Then there are the twin Sci-Fi Channel (now Syfy) miniseries from the 2000s, courtesy of writer/director John Harrison; adapting the first three books into 12 hours of television, they certainly do more to flesh out the world of Arrakis and the path of the Imperium than Lynch could do with millions of dollars and two hours. But it suffered from its budget and, again, the difficult nature of adapting such dense material.
[See also: Dune | How We Made the Epic Sci-Fi Channel Miniseries by Ben Falk]
Denis Villeneuve’s version, coming to theaters and HBO Max this weekend, is the latest attempt to adapt Herbert’s vision to the screen, and it’s certainly one of the most sprawling, modernist approaches to the material you could imagine. But for all its spectacle and star power, it’s got its own problems finding a human element in all of Villeneuve’s arched-brown minimalism.
People often cite the convoluted, spice fog-thick worldbuilding of Herbert’s universe as a central reason Dune adaptations fail. (Heck, the 1984 theatrical release featured a glossary handed out to patrons who wouldn’t know their CHOAMs from their carryalls.) But my (perhaps spicy) take is that that Dune’s difficulties in heading to the screen, whether big or small, lies in the book’s characters — specifically, its protagonist, Paul Atreides.
Dune is a story about ideas and history, about the ways individuals struggle to make an impact on the broader trajectories of time and inertia. Ostensibly, Dune is a coming-of-age story for Paul, a young lad thrown into a grand adventure to seek out his destiny. But it’s also a deconstruction of that same hero’s journey, a tale of what happens after the hero saves the universe and takes the throne — and the lives that will be lost in the process. That makes the book a hard block of marble to carve into the dimensions of a standard space adventure film.
It’s also a struggle for the actors who’ve been tasked to play him: Paul, after all, is a superbeing, albeit one who struggles against that path that has been laid out for him. He’s more stoic and sure of himself than the kind of underdog protagonist we typically get in these kinds of sci-fi stories; he may have the special powers and unlikely destiny of a Luke Skywalker, but not his humble upbringing.

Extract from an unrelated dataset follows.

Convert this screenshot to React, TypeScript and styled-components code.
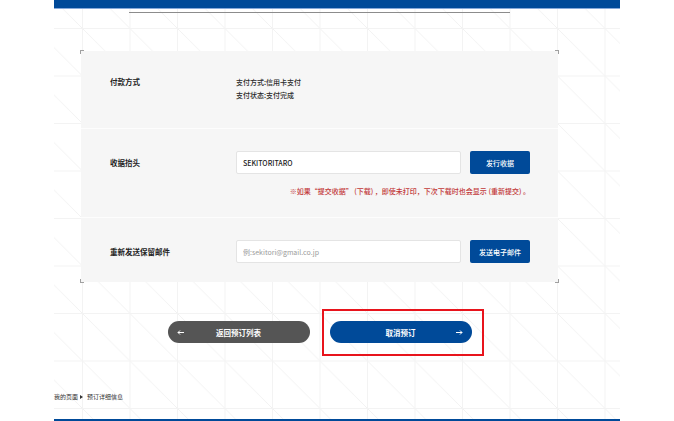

Between the huge emphasis on lore, and the relative blankness of Paul as a character, it’s hard to make the part stand out on-screen amongst the sprawling scope and larger-than-life characters (in the Baron’s case, literally) that surround him. But paired with each attempt’s particular circumstances, and the visions of their respective directors and actors, each Paul we’ve seen on screen has had their share of ups and downs in the role.
[See also: Dune | Baron Vladimir Harkonnen and Queer Menace by Bessie Yuill]
Kyle MacLachlan (1984)
One of the major hurdles for any Dune adaptation is age — in the books, Paul is in his mid-teens, a boy-king whose youth belies an incredible wisdom and the horrifying power that lies just beyond his grasp. But that doesn’t work as well in sci-fi film and television production; kids have to play by different union rules with shorter work hours, and oftentimes may not have the emotional depth and complexity needed to carry out such a gigantic starring role.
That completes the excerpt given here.